Financial literacy is a basic understanding of finance and finance-related details. The concept of financial literacy is to help a person in utilise skills of finance for economic benefit. The economy has become the core element of survival. 

When we talk about ‘financial skills’ – budgeting, investing, and other financial management, are recognised as skills. Financial skills help an individual in making fair and reasonable economic decisions. Any mistake with regard to finance has a negative consequence. The value and importance of finance should be taught, as well. Most people are unaware of the power that the economy holds in general. Financial stability is essential and helps if a person knows how to handle their finances.

A school’s curriculum should include financial literacy. Finance and finance-related knowledge should be imparted from school days itself, as the subject has more to do with the real world. Financial literacy should equip the student to understand the harm done when it comes to – 

  1. Poor credit card decisions
  2. Unnecessary investments
  3. Incorrect debt management
  4. Other such consequences

Finance education should begin from a young age. The justification behind this is that a child, at a young age, can learn the functions and understand the importance of finance. The school takes the responsibility of educating children about different subjects.

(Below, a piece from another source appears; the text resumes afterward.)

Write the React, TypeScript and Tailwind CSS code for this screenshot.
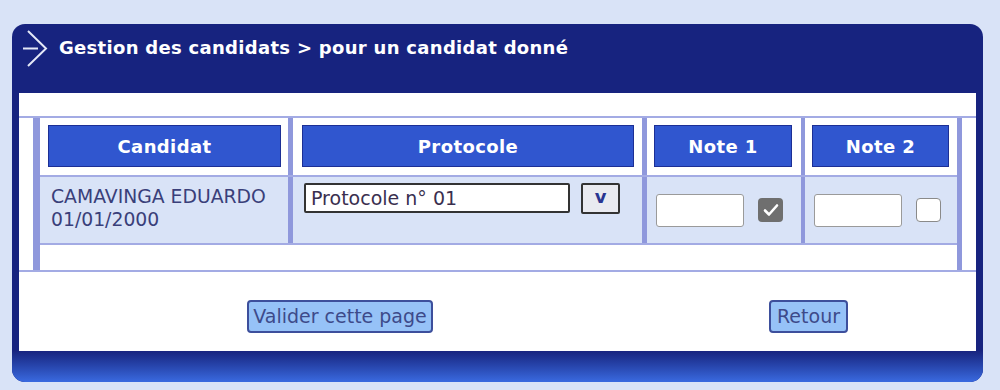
import React from "react";

const font = { fontFamily: '"DejaVu Sans", Verdana, sans-serif' };

const HeadCell = ({ label, width, pl, pr }: { label: string; width: string; pl: string; pr: string }) => (
  <div className={`${width} ${pl} ${pr} pt-[7px] pb-[8px] bg-white`}>
    <div className="h-[42px] bg-[#3056cf] border border-[#1c2f95] flex items-center justify-center text-white font-bold text-[18px] tracking-[0.4px]">
      {label}
    </div>
  </div>
);

const NoteCell = ({ width, checked }: { width: string; checked: boolean }) => (
  <div className={`${width} bg-[#d9e3f7] flex items-center pl-[9px] gap-[14px]`}>
    <input
      type="text"
      className="w-[88px] h-[33px] bg-white border-[1.5px] border-[#9a9a9a] rounded-[3px] outline-none"
    />
    {checked ? (
      <div className="w-[25px] h-[24px] rounded-[4px] bg-[#6f6f6f] flex items-center justify-center">
        <svg width="16" height="14" viewBox="0 0 16 14">
          <path d="M2 7.5 L6 11.5 L14 2.5" stroke="white" strokeWidth="2.6" fill="none" strokeLinecap="round" strokeLinejoin="round" />
        </svg>
      </div>
    ) : (
      <div className="w-[25px] h-[24px] rounded-[4px] bg-white border-[1.5px] border-[#8a8a8a]" />
    )}
  </div>
);

export default function App() {
  return (
    <div className="w-[1000px] h-[390px] bg-[#d9e3f7] pt-[24px] pl-[12px]" style={font}>
      <div className="w-[971px] h-[358px] bg-[#17237f] rounded-[13px] flex flex-col overflow-hidden">
        {/* header */}
        <div className="h-[69px] flex items-start pt-[6px] pl-[10px]">
          <svg width="27" height="38" viewBox="0 0 27 38">
            <path d="M6 1 L24 18.5 L6 36" stroke="#e4e8f7" strokeWidth="2" fill="none" />
            <path d="M1 18.5 L16 18.5" stroke="#e4e8f7" strokeWidth="2" fill="none" />
          </svg>
          <div className="ml-[10px] mt-[7px] text-white font-bold text-[18px] tracking-[0.3px] leading-[22px]">
            Gestion des candidats &gt; pour un candidat donné
          </div>
        </div>

        {/* body */}
        <div className="px-[7px]">
          <div className="h-[258px] bg-white flex flex-col">
            <div className="h-[23px]" />
            <div className="border-t-2 border-b-2 border-[#a3abe4]">
              <div className="mx-[14px] border-l-[7px] border-r-[5px] border-[#8f98dc]">
                {/* header row */}
                <div className="flex">
                  <HeadCell label="Candidat" width="w-[248px]" pl="pl-[8px]" pr="pr-[7px]" />
                  <div className="w-[5px] bg-[#8f98dc]" />
                  <HeadCell label="Protocole" width="w-[349px]" pl="pl-[9px]" pr="pr-[8px]" />
                  <div className="w-[5px] bg-[#8f98dc]" />
                  <HeadCell label="Note 1" width="w-[154px]" pl="pl-[7px]" pr="pr-[9px]" />
                  <div className="w-[4px] bg-[#8f98dc]" />
                  <HeadCell label="Note 2" width="w-[152px]" pl="pl-[7px]" pr="pr-[8px]" />
                </div>
                <div className="h-[2px] bg-[#a3abe4]" />
                {/* data row */}
                <div className="flex h-[66px]">
                  <div className="w-[248px] bg-[#d9e3f7] pl-[11px] pt-[8px] text-[#3a3f7a] text-[18.8px] leading-[23px] whitespace-nowrap">
                    CAMAVINGA EDUARDO
                    <br />
                    01/01/2000
                  </div>
                  <div className="w-[5px] bg-[#8f98dc]" />
                  <div className="w-[349px] bg-[#d9e3f7] pl-[11px] pt-[6px] flex items-start gap-[11px]">
                    <input
                      type="text"
                      defaultValue="Protocole n° 01"
                      className="w-[266px] h-[30px] bg-white border-2 border-[#333] rounded-[2px] px-[5px] text-[19px] text-[#3a2f4f] outline-none"
                      style={font}
                    />
                    <button
                      className="w-[39px] h-[31px] bg-[#e9eaf0] border-2 border-[#333] rounded-[2px] text-[#2a3590] font-bold text-[18px] leading-none pb-[3px]"
                      style={font}
                    >
                      v
                    </button>
                  </div>
                  <div className="w-[5px] bg-[#8f98dc]" />
                  <NoteCell width="w-[154px]" checked />
                  <div className="w-[4px] bg-[#8f98dc]" />
                  <NoteCell width="w-[152px]" checked={false} />
                </div>
                <div className="h-[2px] bg-[#a3abe4]" />
                {/* empty row */}
                <div className="h-[25px] bg-white" />
              </div>
            </div>
            {/* buttons */}
            <div className="flex pt-[28px] pl-[228px]">
              <button
                className="w-[186px] h-[33px] bg-[#96c2f7] border-2 border-[#3d4f9c] rounded-[4px] text-[#3d4a8a] text-[19px] whitespace-nowrap"
                style={font}
              >
                Valider cette page
              </button>
              <button
                className="ml-[336px] w-[79px] h-[33px] bg-[#96c2f7] border-2 border-[#3d4f9c] rounded-[4px] text-[#3d4a8a] text-[19px]"
                style={font}
              >
                Retour
              </button>
            </div>
          </div>
        </div>

        {/* footer */}
        <div className="flex-1 bg-gradient-to-b from-[#18247f] to-[#3a6ae0]" />
      </div>
    </div>
  );
}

A school can divide the entire process of learning finance into different stages: Pre-school, Middle School, and High School. 

In Pre-school, the child learns and understands the foundation of finance. The foundation itself should be firm, as, upon this, the child begins to know other details regarding finance. There are various textbooks available about personal finance for kids.

During Middle School, the child should learn about banking and other financial subjects, such as the basics of drafting, issuing a loan, etc. The child is more mature, and thus, learns the value of money.

When the child reaches high school, they learn about the more critical and minute details of banking, investments, and so on. Before the child joins a college or university, they should be very aware of their finances.

This particular division can be staged according to classes in school as well. It is to help future generations to make wiser and better financial decisions.